In this economy even the most concerned parents cannot afford private tutors for their kids, not even here in relatively inexpensive Indianapolis. So I decided to apply for a substitute teacher's license this year. Yep, you read that right. Gasp, shake your head, say I'm crazy. I've had the same reaction from nearby family and friends and, at first, I also had doubts as to my sanity.

At first I thought they were right to be afraid for me--be very afraid. When in the company of their own kind a pleasant 13 year-old student turns into a mouthy monster with a butt that has an adverse reaction to being placed on a chair behind a desk. The said student likes to throw things at other students, swipe notebooks, and make so many trips to the restroom that I wonder if the kid needs a catheter and bag.

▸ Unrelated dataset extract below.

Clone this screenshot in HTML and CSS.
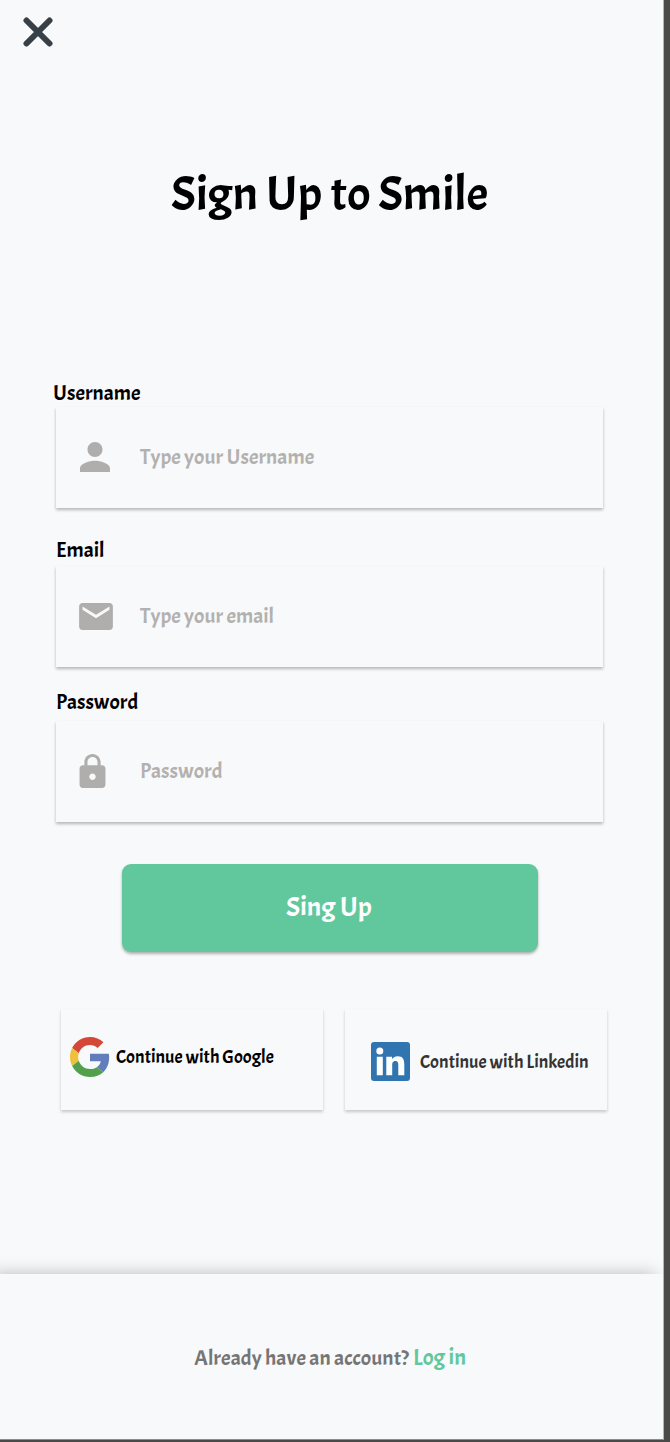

In spite of the hair-yanking moments the kids provide, to my surprise, I don't hate being there with them. None of us likes "work" but I discovered I am learning a lot from this job myself. As a Witch I should not be surprised by this because most of us believe we are always students and always teachers who keep knowledge growing and circulating.

As I watch the antics in the classroom, see the glee in the eyes of students who think they've slipped something past me, I find it difficult (sometimes impossible) to chide them for things I did at 13. They have unlocked a safe of forgotten memories of what life was like for me at their age--the good and the bad--and I feel a bond of kinship growing inside me rather than a them versus me mindset. I have been made to wonder just how much I really got away with at 13 and how much a teacher saw but ignored. It's humbling to think you weren't the super-sneak you believed yourself to be.

I've always gotten along well with teens, maybe because I worked my way through college managing the sort of restaurants where lots of teens work. I enjoy the company of most of them. But in the classroom I pick my battles with care. Perhaps I am too easy on them or perhaps this is just the reality of the modern classroom. In either case I know only one thing for certain. Karma is a bitch!